Sept Etats membres du Conseil de l'Europe, dont la Grande-Bretagne, l'Allemagne, l'Italie (lire ci-contre) et la Turquie peuvent être, selon le texte, «tenus pour responsables, à des degrés divers, de violations des droits des personnes». Sept autres pays, notamment la Pologne et la Roumanie, pour le fonctionnement de centres de détention secrets, ou l'Irlande, le Portugal et la Grèce, en tant qu'escales pour des vols illégaux, seraient responsables de «collusion active ou passive».
«Preuves». «Nous ne connaissons encore qu'une partie seulement de la vérité, et d'autres pays pourraient encore être concernés lors de prochaines recherches ou révélations», note le rapporteur, qui a notamment utilisé des données fournies par les autorités nationales et internationales de contrôle du trafic aérien, ainsi que des informations provenant de sources internes aux services de renseignements, notamment américains. Mais il y a aussi une bonne part de compilation. Marty reconnaissait lui-même, au début de l'année, que «le Conseil de l'Europe n'a aucun pouvoir d'investigation, même s'il dispose d'un grand poids moral». «Si des preuves au sens classique du terme ne sont pas encore disponibles, de nombreux éléments, cohérents et convergents, indiquent que de tels centres ont bel et bien existé en Europe», affirme-t-il, ajoutant «qu'il appartient désormais aux autorités polonaises et roumaines de procéder à une enquête indépendante et approfondie et d'en rendre public le résultat.»
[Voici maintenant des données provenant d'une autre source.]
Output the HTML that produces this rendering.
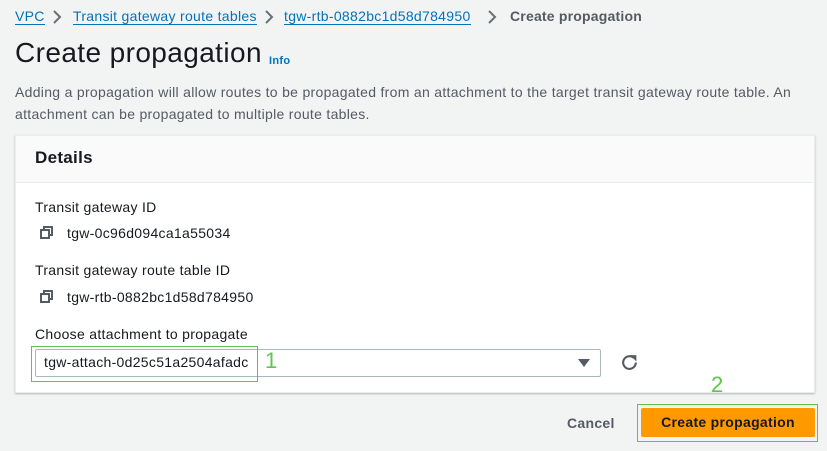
<!DOCTYPE html>
<html><head><style>
*{margin:0;padding:0;box-sizing:border-box}
body{width:827px;height:451px;background:#f2f3f3;font-family:"Liberation Sans",sans-serif;color:#16191f;position:relative;overflow:hidden;font-size:14px;letter-spacing:0.3px}
.a{position:absolute;white-space:nowrap}
.lnk{color:#0073bb;border-bottom:1px solid #0073bb;line-height:17px}
.cp{position:absolute;width:13px;height:13px}
</style></head><body>
<div class="a" style="left:15px;top:8px;font-size:14px"><span class="lnk">VPC</span></div>
<svg class="a" style="left:52px;top:10px" width="10" height="14"><path d="M2 1l6 6-6 6" stroke="#687078" stroke-width="2" fill="none"/></svg>
<div class="a" style="left:73px;top:8px"><span class="lnk">Transit gateway route tables</span></div>
<svg class="a" style="left:264px;top:10px" width="10" height="14"><path d="M2 1l6 6-6 6" stroke="#687078" stroke-width="2" fill="none"/></svg>
<div class="a" style="left:284px;top:8px"><span class="lnk">tgw-rtb-0882bc1d58d784950</span></div>
<svg class="a" style="left:487px;top:10px" width="10" height="14"><path d="M2 1l6 6-6 6" stroke="#687078" stroke-width="2" fill="none"/></svg>
<div class="a" style="left:510px;top:8px;color:#545b64;font-weight:bold;letter-spacing:0.2px">Create propagation</div>
<div class="a" style="left:15px;top:37px;font-size:28px;color:#16191f;letter-spacing:0.4px">Create propagation</div>
<div class="a" style="left:269px;top:55px;font-size:11px;font-weight:bold;color:#0073bb">Info</div>
<div class="a" style="left:15px;top:81px;color:#545b64;line-height:22px;font-size:14px;white-space:normal;width:800px">Adding a propagation will allow routes to be propagated from an attachment to the target transit gateway route table. An attachment can be propagated to multiple route tables.</div>
<div class="a" style="left:15px;top:135px;width:800px;height:258px;background:#fff;border:1px solid #eaeded;box-shadow:0 1px 2px rgba(0,0,0,.25)">
 <div style="height:47px;background:#fafafa;border-bottom:1px solid #eaeded"></div>
</div>
<div class="a" style="left:35px;top:148px;font-size:17px;font-weight:bold">Details</div>
<div class="a" style="left:35px;top:199px">Transit gateway ID</div>
<svg class="cp" style="left:40px;top:226px" viewBox="0 0 13 13"><rect x="1" y="4" width="8" height="8" fill="none" stroke="#545b64" stroke-width="2"/><path d="M4 4V1h8v8H9" fill="none" stroke="#545b64" stroke-width="2"/></svg>
<div class="a" style="left:67px;top:225px">tgw-0c96d094ca1a55034</div>
<div class="a" style="left:35px;top:262px">Transit gateway route table ID</div>
<svg class="cp" style="left:40px;top:290px" viewBox="0 0 13 13"><rect x="1" y="4" width="8" height="8" fill="none" stroke="#545b64" stroke-width="2"/><path d="M4 4V1h8v8H9" fill="none" stroke="#545b64" stroke-width="2"/></svg>
<div class="a" style="left:67px;top:289px">tgw-rtb-0882bc1d58d784950</div>
<div class="a" style="left:35px;top:326px">Choose attachment to propagate</div>
<div class="a" style="left:35px;top:349px;width:566px;height:28px;border:1px solid #aab7b8;border-radius:2px;background:#fff"></div>
<div class="a" style="left:44px;top:354px">tgw-attach-0d25c51a2504afadc</div>
<svg class="a" style="left:578px;top:358px" width="12" height="10"><path d="M0 1h12L6 9z" fill="#545b64"/></svg>
<svg class="a" style="left:620px;top:353px" width="19" height="19" viewBox="0 0 18 18"><path d="M15 9a6 6 0 1 1-2.2-4.6" fill="none" stroke="#545b64" stroke-width="2"/><path d="M9.5 2h6v6z" fill="#545b64"/></svg>
<div class="a" style="left:31px;top:346px;width:227px;height:36px;border:1px solid #5ec54a"></div>
<div class="a" style="left:265px;top:348px;font-size:22px;color:#5ec54a">1</div>
<div class="a" style="left:711px;top:372px;font-size:22px;color:#5ec54a">2</div>
<div class="a" style="left:567px;top:415px;font-weight:bold;color:#545b64">Cancel</div>
<div class="a" style="left:637px;top:404px;width:181px;height:38px;border:1px solid #5ec54a"></div>
<div class="a" style="left:641px;top:408px;width:174px;height:29px;background:#ff9900;border-radius:2px;font-weight:bold;text-align:center;line-height:29px">Create propagation</div>
</body></html>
La Roumanie et la Pologne ont à nouveau démenti avoir hébergé sur leur sol des prisons secrètes de l'agence américaine. Tous les autres pays mis en cause protestent. «Il n'y a absolument rien de nouveau dans ce document», a déclaré Tony Blair. Le porte-parole du département d'Etat américain Sean McCormack a répliqué que le rapport contient «beaucoup d'allégations mais pas de faits réels». En janvier, Washington avait déjà rejeté les premières conclusions du rapport sur les activités secrètes de la CIA en Europe. Le texte de Dick Marty sera débattu le 27 juin à l'Assemblée parlementaire du Conseil de l'Europe.